AVAILABLE DATA:
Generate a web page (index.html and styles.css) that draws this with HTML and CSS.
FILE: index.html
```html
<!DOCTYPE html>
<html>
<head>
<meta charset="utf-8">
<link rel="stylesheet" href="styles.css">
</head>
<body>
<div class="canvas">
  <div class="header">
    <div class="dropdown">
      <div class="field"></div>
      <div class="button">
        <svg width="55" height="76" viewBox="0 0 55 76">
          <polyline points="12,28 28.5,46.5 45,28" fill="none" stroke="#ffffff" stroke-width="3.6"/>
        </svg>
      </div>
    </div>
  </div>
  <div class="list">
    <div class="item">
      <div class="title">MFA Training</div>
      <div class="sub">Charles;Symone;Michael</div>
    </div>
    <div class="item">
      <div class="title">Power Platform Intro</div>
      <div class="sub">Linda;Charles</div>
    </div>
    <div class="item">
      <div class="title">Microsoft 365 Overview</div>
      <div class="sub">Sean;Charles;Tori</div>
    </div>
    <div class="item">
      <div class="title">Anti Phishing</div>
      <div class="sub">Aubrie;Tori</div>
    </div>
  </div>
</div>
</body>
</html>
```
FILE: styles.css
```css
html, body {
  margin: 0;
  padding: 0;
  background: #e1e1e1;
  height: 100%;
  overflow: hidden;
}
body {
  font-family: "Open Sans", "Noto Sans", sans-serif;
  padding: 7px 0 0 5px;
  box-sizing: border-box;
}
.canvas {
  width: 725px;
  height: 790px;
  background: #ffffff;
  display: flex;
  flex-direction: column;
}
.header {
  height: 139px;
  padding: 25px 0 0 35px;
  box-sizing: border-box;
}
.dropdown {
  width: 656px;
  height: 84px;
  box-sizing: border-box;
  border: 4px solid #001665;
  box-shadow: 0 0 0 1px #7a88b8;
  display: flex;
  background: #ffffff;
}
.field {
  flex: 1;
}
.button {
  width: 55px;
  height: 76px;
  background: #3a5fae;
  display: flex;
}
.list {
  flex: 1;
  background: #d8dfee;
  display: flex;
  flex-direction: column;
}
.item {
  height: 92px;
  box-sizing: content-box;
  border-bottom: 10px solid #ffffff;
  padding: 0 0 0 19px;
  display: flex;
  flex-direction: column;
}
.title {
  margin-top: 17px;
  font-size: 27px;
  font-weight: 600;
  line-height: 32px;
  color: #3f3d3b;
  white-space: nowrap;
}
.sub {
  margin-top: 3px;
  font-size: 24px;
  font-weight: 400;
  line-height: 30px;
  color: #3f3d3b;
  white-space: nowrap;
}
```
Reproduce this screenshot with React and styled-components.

DIRECTIONS: Go through the records above and retype each one exactly.

THE OUTPUT:
Generate a web page (index.html and styles.css) that draws this with HTML and CSS.
FILE: index.html
```html
<!DOCTYPE html>
<html>
<head>
<meta charset="utf-8">
<link rel="stylesheet" href="styles.css">
</head>
<body>
<div class="canvas">
  <div class="header">
    <div class="dropdown">
      <div class="field"></div>
      <div class="button">
        <svg width="55" height="76" viewBox="0 0 55 76">
          <polyline points="12,28 28.5,46.5 45,28" fill="none" stroke="#ffffff" stroke-width="3.6"/>
        </svg>
      </div>
    </div>
  </div>
  <div class="list">
    <div class="item">
      <div class="title">MFA Training</div>
      <div class="sub">Charles;Symone;Michael</div>
    </div>
    <div class="item">
      <div class="title">Power Platform Intro</div>
      <div class="sub">Linda;Charles</div>
    </div>
    <div class="item">
      <div class="title">Microsoft 365 Overview</div>
      <div class="sub">Sean;Charles;Tori</div>
    </div>
    <div class="item">
      <div class="title">Anti Phishing</div>
      <div class="sub">Aubrie;Tori</div>
    </div>
  </div>
</div>
</body>
</html>
```
FILE: styles.css
```css
html, body {
  margin: 0;
  padding: 0;
  background: #e1e1e1;
  height: 100%;
  overflow: hidden;
}
body {
  font-family: "Open Sans", "Noto Sans", sans-serif;
  padding: 7px 0 0 5px;
  box-sizing: border-box;
}
.canvas {
  width: 725px;
  height: 790px;
  background: #ffffff;
  display: flex;
  flex-direction: column;
}
.header {
  height: 139px;
  padding: 25px 0 0 35px;
  box-sizing: border-box;
}
.dropdown {
  width: 656px;
  height: 84px;
  box-sizing: border-box;
  border: 4px solid #001665;
  box-shadow: 0 0 0 1px #7a88b8;
  display: flex;
  background: #ffffff;
}
.field {
  flex: 1;
}
.button {
  width: 55px;
  height: 76px;
  background: #3a5fae;
  display: flex;
}
.list {
  flex: 1;
  background: #d8dfee;
  display: flex;
  flex-direction: column;
}
.item {
  height: 92px;
  box-sizing: content-box;
  border-bottom: 10px solid #ffffff;
  padding: 0 0 0 19px;
  display: flex;
  flex-direction: column;
}
.title {
  margin-top: 17px;
  font-size: 27px;
  font-weight: 600;
  line-height: 32px;
  color: #3f3d3b;
  white-space: nowrap;
}
.sub {
  margin-top: 3px;
  font-size: 24px;
  font-weight: 400;
  line-height: 30px;
  color: #3f3d3b;
  white-space: nowrap;
}
```
Reproduce this screenshot with React and styled-components.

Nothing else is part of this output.